In a deep fryer, heat oil. On a floured surface, pinch off rounds of the dough and with a rolling pin, roll out into a five inch diameter round, making it as thin as you can. Wrap around the cannoli ring (unless you were lucky enough to find some other household object that would serve), brushing the egg white on the seam to close. What I found was that if you brush it all over and fry it, the shell comes back looking very crispy, with thin bubbles on it. Experiment and see which way you like better, but I think it’s necessary just to seal it at least. Drop the ring into the hot oil, and get a plate with paper towels ready. I think it took 1-2 minutes to fry, until it got deep brown, so when it’s done using tongs remove from oil. Try and slip the shells off the ring soon after they get out of the oil, using a hot pad to hold the metal. Keep pinching off and rolling dough until all the cannoli are done.

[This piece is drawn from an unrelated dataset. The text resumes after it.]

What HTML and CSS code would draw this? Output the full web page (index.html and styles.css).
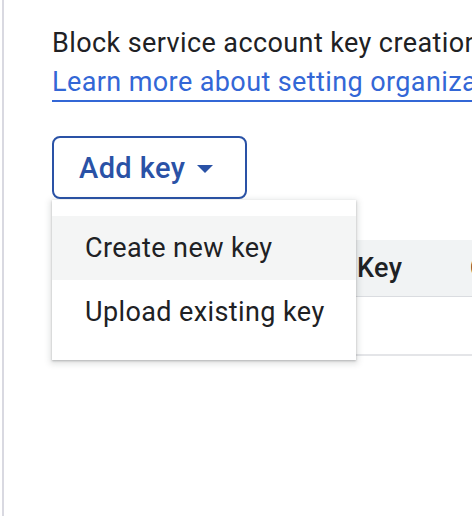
FILE: index.html
```html
<!DOCTYPE html>
<html lang="en">
<head>
<meta charset="utf-8">
<title>Keys</title>
<link rel="stylesheet" href="styles.css">
</head>
<body>
<div class="page">
  <div class="content">
    <p class="intro">Block service account key creation using organization policies.<br>
      <a class="link" href="#">Learn more about setting organization policies for service accounts</a></p>
    <div class="actions">
      <button class="add-btn" type="button">
        <span>Add key</span>
        <svg class="caret" width="16" height="8" viewBox="0 0 16 8" aria-hidden="true"><polygon points="0,0 16,0 8,8" fill="currentColor"/></svg>
      </button>
      <ul class="menu">
        <li class="menu-item active">Create new key</li>
        <li class="menu-item">Upload existing key</li>
      </ul>
    </div>
    <div class="table">
      <div class="thead">
        <div class="th th-first"></div>
        <div class="th th-key">Key</div>
        <div class="th th-date">Creation date</div>
      </div>
      <div class="trow"></div>
    </div>
  </div>
</div>
</body>
</html>
```
FILE: styles.css
```css
html, body {
  margin: 0;
  padding: 0;
  background: #ffffff;
  overflow: hidden;
}
body {
  font-family: Roboto, "Liberation Sans", Arial, sans-serif;
  color: #202124;
  width: 472px;
  height: 516px;
}
.page {
  margin-left: 2px;
  border-left: 2px solid #d9d9e1;
  height: 516px;
  overflow: hidden;
}
.content {
  padding-left: 48px;
  padding-top: 24px;
}
.intro {
  margin: 0;
  font-size: 27px;
  line-height: 39px;
  white-space: nowrap;
  letter-spacing: 0.4px;
}
.link {
  color: #3367d6;
  text-decoration: underline;
  text-decoration-thickness: 2px;
  text-underline-position: under;
  text-underline-offset: 2px;
}
.actions {
  position: relative;
  margin-top: 34px;
}
.add-btn {
  display: flex;
  align-items: center;
  gap: 12px;
  box-sizing: border-box;
  width: 195px;
  height: 63px;
  padding: 0 0 0 25px;
  border: 2px solid #2a52a6;
  border-radius: 8px;
  background: #ffffff;
  color: #2a52a6;
  font-family: Roboto, "Liberation Sans", Arial, sans-serif;
  font-size: 29px;
  font-weight: 500;
  letter-spacing: 0.4px;
}
.caret {
  display: block;
  margin-top: 2px;
}
.menu {
  position: absolute;
  top: 64px;
  left: 0;
  width: 304px;
  margin: 0;
  padding: 16px 0;
  list-style: none;
  background: #ffffff;
  box-shadow: 0 2px 6px 2px rgba(60, 64, 67, 0.15), 0 1px 2px rgba(60, 64, 67, 0.3);
  z-index: 2;
}
.menu-item {
  height: 64px;
  display: flex;
  align-items: center;
  padding-left: 33px;
  font-size: 27px;
  letter-spacing: 0.4px;
  color: #202124;
  white-space: nowrap;
}
.menu-item.active {
  background: #f4f5f5;
}
.table {
  margin-top: 41px;
  width: 480px;
}
.thead {
  display: grid;
  grid-template-columns: 305px 113px 1fr;
  height: 56px;
  align-items: center;
  background: #f1f3f4;
  border-bottom: 1px solid #dadce0;
  font-size: 27px;
  font-weight: 500;
  letter-spacing: 0.4px;
  white-space: nowrap;
}
.th-date {
  overflow: hidden;
}
.trow {
  height: 57px;
  border-bottom: 2px solid #e4e5e8;
}
```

When they’re nice and cool, melt the chocolate in a bowl and dip the shell edges in the chocolate. Line on a sheet of parchment and let chocolate set. Mix together ricotta, powdered sugar, orange zest, and a touch of vanilla extract to your liking. You’ll probably need to pipe this into the shells, otherwise it could get messy trying to fill them. So get your pastry bag and when the chocolate’s dry, fill your cannoli shell. The final step is to dip the ricotta edges in the pistachio pieces and then you’re ready to eat. Mangia!